There was this old Dreamcast game, that was a dungeon crawler / town builder that I loved. I don't remember too much about it, except there was a fat man in a bathtub that you had to get soap for. Anyway, it sounds vaguely similar to that but more strategic?
Maybe a little like Valley Without Wind? Not sure as I failed to pick it up on the last Humble Bundle.
Do I have the general idea there? I think people would consume something like this, a town building strategy sort of thing?
Or is it more of an environmental balancing puzzle game?
It's really targeted at the mobile playstyle, where you sit down at the end of the day, or in line for something, or in transit somewhere. I'm a big fan of the Kairosoft games, but they increasingly feel to me like the choices you make don't matter, They're very fun, but hollow. My goal was to produce a game in that vein, playable in short sessions, but with a real skill-based game underneath.
The basic story is that of a foreign people pulled into a little wilderness, who have to carve out civilization from the wilderness. Early on your actions, which seem innocuous, have some unexpected and profound consequences that ultimately drive the plot.

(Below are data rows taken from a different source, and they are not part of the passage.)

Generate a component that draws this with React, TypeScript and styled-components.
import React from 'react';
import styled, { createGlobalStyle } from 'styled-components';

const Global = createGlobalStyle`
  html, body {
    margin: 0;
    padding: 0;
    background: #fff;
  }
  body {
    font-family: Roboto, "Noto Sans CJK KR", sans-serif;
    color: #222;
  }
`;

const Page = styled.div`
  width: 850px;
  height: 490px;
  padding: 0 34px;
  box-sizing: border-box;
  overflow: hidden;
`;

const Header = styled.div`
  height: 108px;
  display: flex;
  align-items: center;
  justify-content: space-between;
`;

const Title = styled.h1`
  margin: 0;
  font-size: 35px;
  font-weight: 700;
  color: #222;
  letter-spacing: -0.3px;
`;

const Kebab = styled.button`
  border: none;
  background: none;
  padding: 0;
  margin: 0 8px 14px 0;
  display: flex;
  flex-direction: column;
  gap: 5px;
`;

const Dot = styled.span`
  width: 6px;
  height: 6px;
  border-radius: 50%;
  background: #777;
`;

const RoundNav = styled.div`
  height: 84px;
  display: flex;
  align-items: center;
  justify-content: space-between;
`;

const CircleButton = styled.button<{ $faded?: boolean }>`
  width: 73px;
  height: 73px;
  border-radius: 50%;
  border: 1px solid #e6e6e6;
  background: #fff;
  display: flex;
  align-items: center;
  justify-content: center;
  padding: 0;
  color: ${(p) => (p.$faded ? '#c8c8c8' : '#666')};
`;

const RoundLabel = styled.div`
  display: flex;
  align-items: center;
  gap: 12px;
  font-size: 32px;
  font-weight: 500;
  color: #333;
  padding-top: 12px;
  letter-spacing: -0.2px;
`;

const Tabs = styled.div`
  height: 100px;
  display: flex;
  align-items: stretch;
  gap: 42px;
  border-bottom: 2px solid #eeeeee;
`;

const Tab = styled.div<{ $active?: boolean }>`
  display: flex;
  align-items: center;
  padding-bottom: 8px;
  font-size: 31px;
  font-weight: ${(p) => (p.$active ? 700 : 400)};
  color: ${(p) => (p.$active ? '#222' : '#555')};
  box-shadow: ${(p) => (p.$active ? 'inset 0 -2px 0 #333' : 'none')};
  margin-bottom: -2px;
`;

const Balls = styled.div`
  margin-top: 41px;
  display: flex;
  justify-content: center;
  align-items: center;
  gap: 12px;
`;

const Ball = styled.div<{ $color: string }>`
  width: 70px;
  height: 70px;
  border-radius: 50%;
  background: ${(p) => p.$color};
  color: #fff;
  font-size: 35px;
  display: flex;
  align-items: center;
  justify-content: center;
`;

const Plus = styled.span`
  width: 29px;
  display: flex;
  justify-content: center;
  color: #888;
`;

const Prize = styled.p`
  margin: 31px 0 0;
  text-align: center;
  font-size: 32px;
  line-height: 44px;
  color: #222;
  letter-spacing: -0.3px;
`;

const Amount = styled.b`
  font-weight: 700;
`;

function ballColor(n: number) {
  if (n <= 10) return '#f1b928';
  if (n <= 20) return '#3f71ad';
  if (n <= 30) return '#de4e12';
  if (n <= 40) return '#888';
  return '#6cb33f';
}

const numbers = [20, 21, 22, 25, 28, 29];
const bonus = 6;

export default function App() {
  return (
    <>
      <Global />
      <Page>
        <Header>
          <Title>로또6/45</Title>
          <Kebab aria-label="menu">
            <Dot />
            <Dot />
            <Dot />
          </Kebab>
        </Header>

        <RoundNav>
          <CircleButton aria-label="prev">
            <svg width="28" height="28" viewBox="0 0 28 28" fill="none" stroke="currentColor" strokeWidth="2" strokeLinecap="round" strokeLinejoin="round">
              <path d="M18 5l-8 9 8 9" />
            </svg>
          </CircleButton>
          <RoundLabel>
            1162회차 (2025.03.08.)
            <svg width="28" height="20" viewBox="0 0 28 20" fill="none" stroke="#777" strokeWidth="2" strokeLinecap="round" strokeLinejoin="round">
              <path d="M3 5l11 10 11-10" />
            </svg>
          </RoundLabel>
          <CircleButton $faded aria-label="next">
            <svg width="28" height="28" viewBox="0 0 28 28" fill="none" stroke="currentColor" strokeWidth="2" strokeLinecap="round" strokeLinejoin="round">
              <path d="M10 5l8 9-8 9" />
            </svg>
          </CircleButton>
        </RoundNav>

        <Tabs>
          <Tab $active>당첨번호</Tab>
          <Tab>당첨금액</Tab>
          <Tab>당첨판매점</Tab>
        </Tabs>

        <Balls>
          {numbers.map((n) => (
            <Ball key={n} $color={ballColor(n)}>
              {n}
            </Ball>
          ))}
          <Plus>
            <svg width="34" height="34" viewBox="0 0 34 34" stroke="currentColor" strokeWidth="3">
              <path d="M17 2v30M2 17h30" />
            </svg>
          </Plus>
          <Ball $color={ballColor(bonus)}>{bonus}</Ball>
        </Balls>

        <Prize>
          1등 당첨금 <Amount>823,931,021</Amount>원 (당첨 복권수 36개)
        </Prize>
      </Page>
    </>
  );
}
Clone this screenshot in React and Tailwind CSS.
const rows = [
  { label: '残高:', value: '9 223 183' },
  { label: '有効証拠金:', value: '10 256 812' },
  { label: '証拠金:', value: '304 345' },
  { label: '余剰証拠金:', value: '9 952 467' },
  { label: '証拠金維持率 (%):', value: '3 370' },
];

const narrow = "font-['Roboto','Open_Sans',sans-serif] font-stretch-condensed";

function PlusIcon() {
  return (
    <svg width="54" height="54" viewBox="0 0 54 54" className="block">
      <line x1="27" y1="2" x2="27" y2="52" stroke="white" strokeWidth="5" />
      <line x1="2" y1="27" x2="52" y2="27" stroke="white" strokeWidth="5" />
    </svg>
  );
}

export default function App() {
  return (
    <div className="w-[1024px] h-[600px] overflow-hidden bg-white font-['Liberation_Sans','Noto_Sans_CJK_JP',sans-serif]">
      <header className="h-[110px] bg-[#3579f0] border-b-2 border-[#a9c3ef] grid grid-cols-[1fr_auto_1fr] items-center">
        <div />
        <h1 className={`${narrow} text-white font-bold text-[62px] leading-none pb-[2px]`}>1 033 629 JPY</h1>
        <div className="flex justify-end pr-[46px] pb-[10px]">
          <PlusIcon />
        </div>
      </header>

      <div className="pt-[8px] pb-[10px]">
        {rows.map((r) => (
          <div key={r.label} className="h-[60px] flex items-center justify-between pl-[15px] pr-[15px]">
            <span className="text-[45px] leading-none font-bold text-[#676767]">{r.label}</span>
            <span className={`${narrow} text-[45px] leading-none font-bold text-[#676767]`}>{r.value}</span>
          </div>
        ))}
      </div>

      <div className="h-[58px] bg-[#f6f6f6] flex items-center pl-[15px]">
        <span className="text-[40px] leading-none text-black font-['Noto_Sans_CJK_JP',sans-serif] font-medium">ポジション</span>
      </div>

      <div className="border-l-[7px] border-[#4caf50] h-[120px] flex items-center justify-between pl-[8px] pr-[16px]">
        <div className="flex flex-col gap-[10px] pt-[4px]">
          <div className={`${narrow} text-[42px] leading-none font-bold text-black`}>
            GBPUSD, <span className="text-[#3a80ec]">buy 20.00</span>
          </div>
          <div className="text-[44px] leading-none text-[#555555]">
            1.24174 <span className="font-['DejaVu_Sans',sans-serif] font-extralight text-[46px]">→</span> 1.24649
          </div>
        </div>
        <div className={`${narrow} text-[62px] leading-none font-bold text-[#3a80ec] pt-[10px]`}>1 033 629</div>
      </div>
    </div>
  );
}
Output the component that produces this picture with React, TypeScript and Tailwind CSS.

The basic gameplay is centered around relatively short (3-4 level) roguelike adventures that are tactically dense. It's not quite a puzzle-game, the dungeons are bigger than your screen, and you move around and bump attack minions a lot, but the mechanics very carefully pruned down from a traditional roguelike. Each class has 5 abilities and can choose a weapon, armor and accessory at the start of an adventure. Each class ability uses stamina, and you regenerate stamina by killing monsters. There's no passive health regeneration at all, though you can find environmental effects or consumable items that will restore your health. We really wanted to try to encourage the really fun parts of roguelikes, which are moving forward and exploring, finding stuff (good and bad), and pounding on groups monsters with some tactical decision making; and discourage the less fun parts, like training monsters backwards through dungeons and running 5 floors back to regenerate health in safety before killing one more monster, to rinse-repeat.
Each adventure is self contained. The adventurer you go in with has his abilities and equipment set at the start (unless you find consumables or other boosting status effects in the adventure), but you collect resources that you can use to build your town up, and find items and equipment that you can use on your future adventures. Building your town up unlocks additional classes and abilities for those classes. As you level up associated buildings, at first you unlock your class abilities, and later you choose from a tree of options that let you customize and specialize the play-style of a class. As you advance through the plot, more dungeons become available to you; there's eventually around a dozen or so dungeons, each with a different set of possible monsters and environmental hazards, and each with two difficulty levels. It's not quite as infinite and open-ended an experience as something like Caves of Qud; but it's the sort of game I'd personally want to have on my tablet and phone, but just doesn't really exist.
That said, I'd also like a big graphical version of Caves of Qud on my tablet or phone, but that just doesn't make sense for us in terms of scope (yet). This game is reasonable in scope, so that it's something we can actually finish (barely), and it's the sort of game we like to play, so after quite a bit of deliberation, it became our first real commercial project. We'll see how it goes!